━━ RECORDS SUPPLIED

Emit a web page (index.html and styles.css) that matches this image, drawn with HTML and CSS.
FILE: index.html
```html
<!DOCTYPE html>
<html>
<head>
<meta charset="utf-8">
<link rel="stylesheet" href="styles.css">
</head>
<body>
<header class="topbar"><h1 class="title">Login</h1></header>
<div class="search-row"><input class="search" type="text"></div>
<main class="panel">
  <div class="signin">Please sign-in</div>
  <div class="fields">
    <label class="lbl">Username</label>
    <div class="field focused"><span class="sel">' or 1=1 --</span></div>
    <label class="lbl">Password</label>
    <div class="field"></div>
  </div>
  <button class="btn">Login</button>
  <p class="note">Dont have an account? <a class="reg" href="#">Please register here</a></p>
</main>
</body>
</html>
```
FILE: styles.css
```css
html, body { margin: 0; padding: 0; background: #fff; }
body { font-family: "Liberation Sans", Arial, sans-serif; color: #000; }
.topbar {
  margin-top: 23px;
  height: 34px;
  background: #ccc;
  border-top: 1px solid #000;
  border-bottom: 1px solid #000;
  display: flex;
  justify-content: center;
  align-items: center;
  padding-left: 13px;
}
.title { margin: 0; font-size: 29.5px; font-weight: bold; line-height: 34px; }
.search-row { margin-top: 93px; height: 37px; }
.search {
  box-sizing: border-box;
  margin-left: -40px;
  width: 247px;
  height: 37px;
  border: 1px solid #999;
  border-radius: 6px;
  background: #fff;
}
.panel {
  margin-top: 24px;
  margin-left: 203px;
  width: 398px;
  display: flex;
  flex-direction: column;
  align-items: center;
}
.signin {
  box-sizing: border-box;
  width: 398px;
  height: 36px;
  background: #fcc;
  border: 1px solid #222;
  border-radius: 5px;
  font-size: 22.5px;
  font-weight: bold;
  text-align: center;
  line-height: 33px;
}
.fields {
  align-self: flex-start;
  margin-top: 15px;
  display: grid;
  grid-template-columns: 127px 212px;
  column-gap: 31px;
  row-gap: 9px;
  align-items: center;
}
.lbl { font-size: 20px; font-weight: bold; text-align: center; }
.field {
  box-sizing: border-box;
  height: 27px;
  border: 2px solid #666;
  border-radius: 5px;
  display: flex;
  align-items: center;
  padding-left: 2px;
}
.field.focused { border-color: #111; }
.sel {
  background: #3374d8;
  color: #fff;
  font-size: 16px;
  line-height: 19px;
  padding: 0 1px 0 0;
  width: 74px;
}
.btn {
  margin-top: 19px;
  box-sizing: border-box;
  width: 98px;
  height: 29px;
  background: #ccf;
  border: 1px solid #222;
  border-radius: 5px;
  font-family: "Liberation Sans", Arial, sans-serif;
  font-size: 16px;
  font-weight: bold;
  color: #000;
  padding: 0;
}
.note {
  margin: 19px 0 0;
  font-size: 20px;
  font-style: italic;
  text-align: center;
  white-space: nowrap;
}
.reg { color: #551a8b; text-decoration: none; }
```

━━━━
━━ RECORDS SUPPLIED

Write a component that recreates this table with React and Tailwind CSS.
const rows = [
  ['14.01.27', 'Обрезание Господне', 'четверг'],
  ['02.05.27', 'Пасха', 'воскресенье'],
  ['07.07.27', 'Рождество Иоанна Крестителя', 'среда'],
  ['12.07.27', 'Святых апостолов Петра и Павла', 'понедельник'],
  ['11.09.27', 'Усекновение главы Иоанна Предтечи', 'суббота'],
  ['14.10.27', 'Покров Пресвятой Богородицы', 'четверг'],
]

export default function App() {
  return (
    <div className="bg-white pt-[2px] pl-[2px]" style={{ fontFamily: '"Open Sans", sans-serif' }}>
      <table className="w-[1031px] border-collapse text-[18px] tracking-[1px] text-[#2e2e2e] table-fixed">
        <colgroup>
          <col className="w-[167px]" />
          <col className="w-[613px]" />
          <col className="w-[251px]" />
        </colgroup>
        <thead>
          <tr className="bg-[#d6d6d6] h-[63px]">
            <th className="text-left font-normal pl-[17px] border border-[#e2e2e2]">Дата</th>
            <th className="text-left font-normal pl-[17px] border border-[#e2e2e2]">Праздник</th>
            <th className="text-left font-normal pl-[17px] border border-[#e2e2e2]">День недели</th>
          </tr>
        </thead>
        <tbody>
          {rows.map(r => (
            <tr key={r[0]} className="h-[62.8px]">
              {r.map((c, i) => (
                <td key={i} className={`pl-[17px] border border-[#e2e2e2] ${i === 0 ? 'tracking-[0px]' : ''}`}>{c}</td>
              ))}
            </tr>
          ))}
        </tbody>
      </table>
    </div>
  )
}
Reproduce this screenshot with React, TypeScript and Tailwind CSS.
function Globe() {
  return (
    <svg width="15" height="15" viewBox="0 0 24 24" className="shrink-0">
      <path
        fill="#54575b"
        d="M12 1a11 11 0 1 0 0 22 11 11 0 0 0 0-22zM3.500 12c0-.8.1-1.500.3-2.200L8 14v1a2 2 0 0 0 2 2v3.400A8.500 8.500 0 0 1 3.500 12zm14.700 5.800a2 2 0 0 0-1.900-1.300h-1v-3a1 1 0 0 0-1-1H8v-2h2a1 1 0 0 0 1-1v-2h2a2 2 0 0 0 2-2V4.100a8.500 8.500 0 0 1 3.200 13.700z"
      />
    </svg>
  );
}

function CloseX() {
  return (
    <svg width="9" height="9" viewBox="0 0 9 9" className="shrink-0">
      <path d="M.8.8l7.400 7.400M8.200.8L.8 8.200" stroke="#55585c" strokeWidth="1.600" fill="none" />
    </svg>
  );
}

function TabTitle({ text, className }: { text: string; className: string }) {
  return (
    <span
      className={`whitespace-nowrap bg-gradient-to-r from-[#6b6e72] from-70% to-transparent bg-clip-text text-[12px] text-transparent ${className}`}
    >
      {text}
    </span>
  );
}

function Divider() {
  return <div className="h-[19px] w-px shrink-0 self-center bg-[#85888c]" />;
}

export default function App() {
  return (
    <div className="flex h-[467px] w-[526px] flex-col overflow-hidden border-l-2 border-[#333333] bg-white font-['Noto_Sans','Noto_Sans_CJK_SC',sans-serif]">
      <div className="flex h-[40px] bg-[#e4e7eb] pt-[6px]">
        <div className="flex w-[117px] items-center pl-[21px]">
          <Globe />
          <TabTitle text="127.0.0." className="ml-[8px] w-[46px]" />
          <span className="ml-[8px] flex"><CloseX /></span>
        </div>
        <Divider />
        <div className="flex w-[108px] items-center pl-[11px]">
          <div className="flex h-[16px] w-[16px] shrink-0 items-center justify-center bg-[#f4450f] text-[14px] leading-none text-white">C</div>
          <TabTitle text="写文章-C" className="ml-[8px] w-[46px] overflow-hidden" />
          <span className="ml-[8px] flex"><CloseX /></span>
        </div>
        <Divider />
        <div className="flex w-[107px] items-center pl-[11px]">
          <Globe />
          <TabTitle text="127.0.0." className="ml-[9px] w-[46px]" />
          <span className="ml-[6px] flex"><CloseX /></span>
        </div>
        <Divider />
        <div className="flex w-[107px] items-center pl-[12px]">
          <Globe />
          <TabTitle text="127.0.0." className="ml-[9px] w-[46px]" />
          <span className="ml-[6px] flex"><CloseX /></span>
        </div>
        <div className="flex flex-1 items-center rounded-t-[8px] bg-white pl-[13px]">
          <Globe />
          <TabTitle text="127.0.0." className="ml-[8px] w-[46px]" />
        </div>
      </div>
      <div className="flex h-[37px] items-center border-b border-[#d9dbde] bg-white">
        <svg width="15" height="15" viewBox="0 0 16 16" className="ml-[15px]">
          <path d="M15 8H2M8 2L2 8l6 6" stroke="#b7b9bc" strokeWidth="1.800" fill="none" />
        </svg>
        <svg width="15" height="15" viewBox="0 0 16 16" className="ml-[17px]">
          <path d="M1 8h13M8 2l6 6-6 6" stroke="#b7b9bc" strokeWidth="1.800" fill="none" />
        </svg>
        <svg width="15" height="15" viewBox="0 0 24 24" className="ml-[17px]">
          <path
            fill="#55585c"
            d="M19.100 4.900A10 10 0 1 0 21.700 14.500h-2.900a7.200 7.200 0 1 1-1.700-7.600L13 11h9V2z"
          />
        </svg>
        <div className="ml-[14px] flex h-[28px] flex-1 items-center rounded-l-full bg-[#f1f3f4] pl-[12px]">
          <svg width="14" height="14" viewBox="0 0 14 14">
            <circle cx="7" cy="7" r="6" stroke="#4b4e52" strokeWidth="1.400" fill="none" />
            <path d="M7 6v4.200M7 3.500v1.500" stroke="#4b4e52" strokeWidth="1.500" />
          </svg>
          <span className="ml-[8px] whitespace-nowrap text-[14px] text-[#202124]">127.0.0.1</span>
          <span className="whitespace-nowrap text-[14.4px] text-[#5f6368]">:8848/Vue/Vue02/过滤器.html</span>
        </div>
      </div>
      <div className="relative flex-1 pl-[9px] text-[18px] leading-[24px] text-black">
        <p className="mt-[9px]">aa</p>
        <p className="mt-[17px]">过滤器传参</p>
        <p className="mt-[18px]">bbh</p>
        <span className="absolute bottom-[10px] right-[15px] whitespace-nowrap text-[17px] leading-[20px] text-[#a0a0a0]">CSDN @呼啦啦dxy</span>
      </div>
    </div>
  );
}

━━━━
━━ RECORDS SUPPLIED

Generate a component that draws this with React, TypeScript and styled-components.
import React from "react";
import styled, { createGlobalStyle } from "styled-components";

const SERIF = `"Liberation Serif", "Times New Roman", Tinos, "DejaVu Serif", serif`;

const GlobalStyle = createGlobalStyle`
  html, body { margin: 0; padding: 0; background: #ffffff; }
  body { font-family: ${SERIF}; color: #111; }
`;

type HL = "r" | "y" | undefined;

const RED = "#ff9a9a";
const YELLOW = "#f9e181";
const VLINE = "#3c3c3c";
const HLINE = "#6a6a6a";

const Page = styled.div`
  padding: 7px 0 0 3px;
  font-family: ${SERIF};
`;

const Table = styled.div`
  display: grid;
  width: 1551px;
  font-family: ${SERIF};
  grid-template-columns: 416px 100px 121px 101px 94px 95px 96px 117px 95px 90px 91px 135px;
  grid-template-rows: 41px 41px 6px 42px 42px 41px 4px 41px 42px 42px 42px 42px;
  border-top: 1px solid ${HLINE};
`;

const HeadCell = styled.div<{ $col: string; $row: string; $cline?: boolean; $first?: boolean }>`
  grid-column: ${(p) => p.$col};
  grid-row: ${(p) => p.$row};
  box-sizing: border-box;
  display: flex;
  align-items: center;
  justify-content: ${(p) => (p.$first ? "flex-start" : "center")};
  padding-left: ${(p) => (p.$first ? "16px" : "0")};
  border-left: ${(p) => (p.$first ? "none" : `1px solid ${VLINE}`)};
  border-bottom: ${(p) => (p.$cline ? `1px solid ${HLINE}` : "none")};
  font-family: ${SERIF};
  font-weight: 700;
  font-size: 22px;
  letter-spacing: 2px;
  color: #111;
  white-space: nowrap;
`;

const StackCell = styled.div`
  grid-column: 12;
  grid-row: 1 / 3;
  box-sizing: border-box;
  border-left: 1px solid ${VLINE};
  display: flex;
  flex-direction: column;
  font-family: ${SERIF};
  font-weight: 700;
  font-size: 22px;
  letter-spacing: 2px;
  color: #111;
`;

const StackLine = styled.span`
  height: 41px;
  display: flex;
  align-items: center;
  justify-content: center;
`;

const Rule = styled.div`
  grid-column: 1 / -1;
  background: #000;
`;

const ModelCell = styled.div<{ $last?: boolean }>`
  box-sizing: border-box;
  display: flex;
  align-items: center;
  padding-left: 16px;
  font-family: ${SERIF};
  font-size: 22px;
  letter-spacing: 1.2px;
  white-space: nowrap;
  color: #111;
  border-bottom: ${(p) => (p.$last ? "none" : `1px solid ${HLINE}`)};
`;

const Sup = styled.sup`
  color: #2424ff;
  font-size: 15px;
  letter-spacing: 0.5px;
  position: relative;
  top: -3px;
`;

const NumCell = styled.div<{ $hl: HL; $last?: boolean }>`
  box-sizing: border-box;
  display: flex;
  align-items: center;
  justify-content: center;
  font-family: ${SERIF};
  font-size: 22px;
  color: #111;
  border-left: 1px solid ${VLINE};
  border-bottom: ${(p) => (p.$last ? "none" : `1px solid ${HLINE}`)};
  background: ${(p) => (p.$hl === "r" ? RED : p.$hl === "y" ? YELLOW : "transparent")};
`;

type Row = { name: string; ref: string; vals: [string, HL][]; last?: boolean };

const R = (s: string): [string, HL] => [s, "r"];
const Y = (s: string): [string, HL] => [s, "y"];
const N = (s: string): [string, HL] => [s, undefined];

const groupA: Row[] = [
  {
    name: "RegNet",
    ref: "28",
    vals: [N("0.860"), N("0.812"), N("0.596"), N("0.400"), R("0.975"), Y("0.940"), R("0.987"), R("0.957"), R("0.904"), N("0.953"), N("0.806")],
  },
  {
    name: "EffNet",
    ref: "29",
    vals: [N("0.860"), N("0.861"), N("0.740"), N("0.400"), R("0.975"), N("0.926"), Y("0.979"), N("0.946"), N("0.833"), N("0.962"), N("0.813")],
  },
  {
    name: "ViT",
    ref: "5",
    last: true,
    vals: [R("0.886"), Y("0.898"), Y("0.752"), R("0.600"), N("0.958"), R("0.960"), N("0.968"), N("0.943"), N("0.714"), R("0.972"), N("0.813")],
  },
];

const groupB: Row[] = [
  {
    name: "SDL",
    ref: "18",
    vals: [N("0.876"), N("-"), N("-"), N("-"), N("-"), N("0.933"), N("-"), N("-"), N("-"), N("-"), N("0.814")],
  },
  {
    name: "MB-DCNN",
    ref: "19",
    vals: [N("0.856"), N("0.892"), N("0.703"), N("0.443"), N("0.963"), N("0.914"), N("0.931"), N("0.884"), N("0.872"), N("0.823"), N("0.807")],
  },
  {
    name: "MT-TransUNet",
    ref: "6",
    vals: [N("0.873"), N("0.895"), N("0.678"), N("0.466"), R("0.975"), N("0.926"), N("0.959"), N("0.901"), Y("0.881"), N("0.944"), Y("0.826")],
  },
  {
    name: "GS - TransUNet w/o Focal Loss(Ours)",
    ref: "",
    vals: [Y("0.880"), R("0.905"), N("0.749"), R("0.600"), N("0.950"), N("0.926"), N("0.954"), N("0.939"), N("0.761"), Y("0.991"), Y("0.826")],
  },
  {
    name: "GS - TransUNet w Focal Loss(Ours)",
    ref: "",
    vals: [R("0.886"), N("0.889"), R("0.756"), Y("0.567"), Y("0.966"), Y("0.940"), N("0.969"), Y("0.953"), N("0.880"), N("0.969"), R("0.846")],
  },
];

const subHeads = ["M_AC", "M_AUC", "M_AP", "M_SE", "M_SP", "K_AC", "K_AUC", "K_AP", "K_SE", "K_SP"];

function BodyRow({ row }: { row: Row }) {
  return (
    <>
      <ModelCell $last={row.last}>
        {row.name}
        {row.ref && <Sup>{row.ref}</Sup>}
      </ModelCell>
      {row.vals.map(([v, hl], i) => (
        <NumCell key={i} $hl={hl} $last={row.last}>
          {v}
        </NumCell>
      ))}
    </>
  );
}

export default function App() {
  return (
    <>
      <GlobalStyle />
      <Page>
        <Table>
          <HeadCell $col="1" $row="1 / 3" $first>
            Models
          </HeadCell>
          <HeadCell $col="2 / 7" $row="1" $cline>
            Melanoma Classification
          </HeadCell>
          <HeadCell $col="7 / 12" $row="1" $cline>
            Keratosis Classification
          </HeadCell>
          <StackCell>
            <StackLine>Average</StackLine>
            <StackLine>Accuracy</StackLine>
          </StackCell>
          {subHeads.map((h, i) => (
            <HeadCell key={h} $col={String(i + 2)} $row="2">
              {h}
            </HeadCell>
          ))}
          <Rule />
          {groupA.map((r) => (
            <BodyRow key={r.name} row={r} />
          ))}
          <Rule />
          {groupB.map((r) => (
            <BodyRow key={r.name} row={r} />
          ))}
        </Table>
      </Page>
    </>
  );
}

━━━━

- **WHAT TO WORK ON**
Each line in the material either holds the string "Tailwind" or does not. State how many do, and nothing else.

- **RESPONSE TO THE EXERCISE**
2